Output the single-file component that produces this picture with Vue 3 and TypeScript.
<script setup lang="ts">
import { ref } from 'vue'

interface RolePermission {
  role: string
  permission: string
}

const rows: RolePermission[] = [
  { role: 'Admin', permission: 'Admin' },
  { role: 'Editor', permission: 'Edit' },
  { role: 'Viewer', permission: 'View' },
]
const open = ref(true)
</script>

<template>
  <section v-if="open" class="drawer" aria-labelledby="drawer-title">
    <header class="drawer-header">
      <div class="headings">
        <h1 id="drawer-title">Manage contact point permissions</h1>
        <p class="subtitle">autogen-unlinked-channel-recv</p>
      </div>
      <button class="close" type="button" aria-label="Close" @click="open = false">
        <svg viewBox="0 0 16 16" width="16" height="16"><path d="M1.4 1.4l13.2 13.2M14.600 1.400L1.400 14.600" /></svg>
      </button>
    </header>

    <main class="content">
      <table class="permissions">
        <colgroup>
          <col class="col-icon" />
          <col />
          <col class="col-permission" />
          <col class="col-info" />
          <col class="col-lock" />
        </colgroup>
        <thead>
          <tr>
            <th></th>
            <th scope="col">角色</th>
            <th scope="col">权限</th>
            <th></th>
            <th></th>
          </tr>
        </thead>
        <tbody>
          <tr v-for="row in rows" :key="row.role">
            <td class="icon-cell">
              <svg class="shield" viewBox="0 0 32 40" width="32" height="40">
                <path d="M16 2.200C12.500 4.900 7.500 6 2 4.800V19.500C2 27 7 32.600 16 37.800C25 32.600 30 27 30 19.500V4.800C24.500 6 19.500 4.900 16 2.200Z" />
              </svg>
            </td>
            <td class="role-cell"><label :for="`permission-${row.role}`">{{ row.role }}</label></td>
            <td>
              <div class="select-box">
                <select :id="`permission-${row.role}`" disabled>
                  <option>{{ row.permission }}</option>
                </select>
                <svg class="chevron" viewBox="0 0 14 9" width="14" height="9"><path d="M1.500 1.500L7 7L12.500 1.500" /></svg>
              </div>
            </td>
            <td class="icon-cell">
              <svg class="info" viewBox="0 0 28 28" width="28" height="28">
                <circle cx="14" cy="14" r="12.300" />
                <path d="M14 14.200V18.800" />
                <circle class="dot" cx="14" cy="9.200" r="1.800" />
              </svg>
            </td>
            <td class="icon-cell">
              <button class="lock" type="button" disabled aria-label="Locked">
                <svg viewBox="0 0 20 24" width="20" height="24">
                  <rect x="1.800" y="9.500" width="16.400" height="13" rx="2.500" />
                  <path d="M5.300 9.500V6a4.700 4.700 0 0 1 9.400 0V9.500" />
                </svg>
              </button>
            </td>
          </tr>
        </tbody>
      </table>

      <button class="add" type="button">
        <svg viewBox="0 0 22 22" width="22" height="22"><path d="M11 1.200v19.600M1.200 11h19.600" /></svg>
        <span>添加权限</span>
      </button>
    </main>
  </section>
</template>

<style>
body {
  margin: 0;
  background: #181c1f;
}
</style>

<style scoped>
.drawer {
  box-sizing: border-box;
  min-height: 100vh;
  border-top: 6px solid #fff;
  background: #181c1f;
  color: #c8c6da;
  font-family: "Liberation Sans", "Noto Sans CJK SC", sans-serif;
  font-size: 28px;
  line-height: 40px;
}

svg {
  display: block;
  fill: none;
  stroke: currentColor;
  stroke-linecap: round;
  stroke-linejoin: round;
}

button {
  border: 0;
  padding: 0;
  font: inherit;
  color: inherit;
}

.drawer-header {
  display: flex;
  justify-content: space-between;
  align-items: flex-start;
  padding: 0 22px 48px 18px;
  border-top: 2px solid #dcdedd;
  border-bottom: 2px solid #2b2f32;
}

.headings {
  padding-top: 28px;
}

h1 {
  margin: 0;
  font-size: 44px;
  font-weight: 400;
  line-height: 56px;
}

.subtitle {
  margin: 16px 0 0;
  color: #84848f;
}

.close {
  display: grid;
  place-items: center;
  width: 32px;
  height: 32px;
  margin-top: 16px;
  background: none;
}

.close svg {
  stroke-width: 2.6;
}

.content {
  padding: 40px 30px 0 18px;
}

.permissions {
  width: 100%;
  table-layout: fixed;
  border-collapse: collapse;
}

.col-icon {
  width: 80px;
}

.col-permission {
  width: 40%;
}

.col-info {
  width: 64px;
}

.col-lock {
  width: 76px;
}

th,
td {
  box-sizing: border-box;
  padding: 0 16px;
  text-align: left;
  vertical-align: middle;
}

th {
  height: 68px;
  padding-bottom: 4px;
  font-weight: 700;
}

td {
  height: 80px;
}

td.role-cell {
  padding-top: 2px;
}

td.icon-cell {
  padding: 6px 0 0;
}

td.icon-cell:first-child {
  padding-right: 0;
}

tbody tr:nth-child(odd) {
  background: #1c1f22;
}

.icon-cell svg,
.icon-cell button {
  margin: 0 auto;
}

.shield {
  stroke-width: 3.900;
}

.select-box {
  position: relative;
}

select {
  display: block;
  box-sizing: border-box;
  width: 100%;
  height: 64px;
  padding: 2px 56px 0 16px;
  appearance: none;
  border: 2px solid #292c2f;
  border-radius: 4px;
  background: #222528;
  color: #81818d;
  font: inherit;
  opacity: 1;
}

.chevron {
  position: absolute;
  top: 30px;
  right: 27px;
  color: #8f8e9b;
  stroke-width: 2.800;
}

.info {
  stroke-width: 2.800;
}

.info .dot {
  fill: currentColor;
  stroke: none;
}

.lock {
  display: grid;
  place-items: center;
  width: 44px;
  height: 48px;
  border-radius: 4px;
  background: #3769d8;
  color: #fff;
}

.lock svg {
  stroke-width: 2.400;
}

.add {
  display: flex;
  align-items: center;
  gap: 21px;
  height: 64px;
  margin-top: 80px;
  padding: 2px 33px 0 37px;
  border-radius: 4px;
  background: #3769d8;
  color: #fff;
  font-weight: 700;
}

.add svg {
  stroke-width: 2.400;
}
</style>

━━━━━━━━

■ **Stated task**
Type out the whole listing above again, exactly as it stands.

■ **The reply**
Output the single-file component that produces this picture with Vue 3 and TypeScript.
<script setup lang="ts">
import { ref } from 'vue'

interface RolePermission {
  role: string
  permission: string
}

const rows: RolePermission[] = [
  { role: 'Admin', permission: 'Admin' },
  { role: 'Editor', permission: 'Edit' },
  { role: 'Viewer', permission: 'View' },
]
const open = ref(true)
</script>

<template>
  <section v-if="open" class="drawer" aria-labelledby="drawer-title">
    <header class="drawer-header">
      <div class="headings">
        <h1 id="drawer-title">Manage contact point permissions</h1>
        <p class="subtitle">autogen-unlinked-channel-recv</p>
      </div>
      <button class="close" type="button" aria-label="Close" @click="open = false">
        <svg viewBox="0 0 16 16" width="16" height="16"><path d="M1.4 1.4l13.2 13.2M14.600 1.400L1.400 14.600" /></svg>
      </button>
    </header>

    <main class="content">
      <table class="permissions">
        <colgroup>
          <col class="col-icon" />
          <col />
          <col class="col-permission" />
          <col class="col-info" />
          <col class="col-lock" />
        </colgroup>
        <thead>
          <tr>
            <th></th>
            <th scope="col">角色</th>
            <th scope="col">权限</th>
            <th></th>
            <th></th>
          </tr>
        </thead>
        <tbody>
          <tr v-for="row in rows" :key="row.role">
            <td class="icon-cell">
              <svg class="shield" viewBox="0 0 32 40" width="32" height="40">
                <path d="M16 2.200C12.500 4.900 7.500 6 2 4.800V19.500C2 27 7 32.600 16 37.800C25 32.600 30 27 30 19.500V4.800C24.500 6 19.500 4.900 16 2.200Z" />
              </svg>
            </td>
            <td class="role-cell"><label :for="`permission-${row.role}`">{{ row.role }}</label></td>
            <td>
              <div class="select-box">
                <select :id="`permission-${row.role}`" disabled>
                  <option>{{ row.permission }}</option>
                </select>
                <svg class="chevron" viewBox="0 0 14 9" width="14" height="9"><path d="M1.500 1.500L7 7L12.500 1.500" /></svg>
              </div>
            </td>
            <td class="icon-cell">
              <svg class="info" viewBox="0 0 28 28" width="28" height="28">
                <circle cx="14" cy="14" r="12.300" />
                <path d="M14 14.200V18.800" />
                <circle class="dot" cx="14" cy="9.200" r="1.800" />
              </svg>
            </td>
            <td class="icon-cell">
              <button class="lock" type="button" disabled aria-label="Locked">
                <svg viewBox="0 0 20 24" width="20" height="24">
                  <rect x="1.800" y="9.500" width="16.400" height="13" rx="2.500" />
                  <path d="M5.300 9.500V6a4.700 4.700 0 0 1 9.400 0V9.500" />
                </svg>
              </button>
            </td>
          </tr>
        </tbody>
      </table>

      <button class="add" type="button">
        <svg viewBox="0 0 22 22" width="22" height="22"><path d="M11 1.200v19.600M1.200 11h19.600" /></svg>
        <span>添加权限</span>
      </button>
    </main>
  </section>
</template>

<style>
body {
  margin: 0;
  background: #181c1f;
}
</style>

<style scoped>
.drawer {
  box-sizing: border-box;
  min-height: 100vh;
  border-top: 6px solid #fff;
  background: #181c1f;
  color: #c8c6da;
  font-family: "Liberation Sans", "Noto Sans CJK SC", sans-serif;
  font-size: 28px;
  line-height: 40px;
}

svg {
  display: block;
  fill: none;
  stroke: currentColor;
  stroke-linecap: round;
  stroke-linejoin: round;
}

button {
  border: 0;
  padding: 0;
  font: inherit;
  color: inherit;
}

.drawer-header {
  display: flex;
  justify-content: space-between;
  align-items: flex-start;
  padding: 0 22px 48px 18px;
  border-top: 2px solid #dcdedd;
  border-bottom: 2px solid #2b2f32;
}

.headings {
  padding-top: 28px;
}

h1 {
  margin: 0;
  font-size: 44px;
  font-weight: 400;
  line-height: 56px;
}

.subtitle {
  margin: 16px 0 0;
  color: #84848f;
}

.close {
  display: grid;
  place-items: center;
  width: 32px;
  height: 32px;
  margin-top: 16px;
  background: none;
}

.close svg {
  stroke-width: 2.6;
}

.content {
  padding: 40px 30px 0 18px;
}

.permissions {
  width: 100%;
  table-layout: fixed;
  border-collapse: collapse;
}

.col-icon {
  width: 80px;
}

.col-permission {
  width: 40%;
}

.col-info {
  width: 64px;
}

.col-lock {
  width: 76px;
}

th,
td {
  box-sizing: border-box;
  padding: 0 16px;
  text-align: left;
  vertical-align: middle;
}

th {
  height: 68px;
  padding-bottom: 4px;
  font-weight: 700;
}

td {
  height: 80px;
}

td.role-cell {
  padding-top: 2px;
}

td.icon-cell {
  padding: 6px 0 0;
}

td.icon-cell:first-child {
  padding-right: 0;
}

tbody tr:nth-child(odd) {
  background: #1c1f22;
}

.icon-cell svg,
.icon-cell button {
  margin: 0 auto;
}

.shield {
  stroke-width: 3.900;
}

.select-box {
  position: relative;
}

select {
  display: block;
  box-sizing: border-box;
  width: 100%;
  height: 64px;
  padding: 2px 56px 0 16px;
  appearance: none;
  border: 2px solid #292c2f;
  border-radius: 4px;
  background: #222528;
  color: #81818d;
  font: inherit;
  opacity: 1;
}

.chevron {
  position: absolute;
  top: 30px;
  right: 27px;
  color: #8f8e9b;
  stroke-width: 2.800;
}

.info {
  stroke-width: 2.800;
}

.info .dot {
  fill: currentColor;
  stroke: none;
}

.lock {
  display: grid;
  place-items: center;
  width: 44px;
  height: 48px;
  border-radius: 4px;
  background: #3769d8;
  color: #fff;
}

.lock svg {
  stroke-width: 2.400;
}

.add {
  display: flex;
  align-items: center;
  gap: 21px;
  height: 64px;
  margin-top: 80px;
  padding: 2px 33px 0 37px;
  border-radius: 4px;
  background: #3769d8;
  color: #fff;
  font-weight: 700;
}

.add svg {
  stroke-width: 2.400;
}
</style>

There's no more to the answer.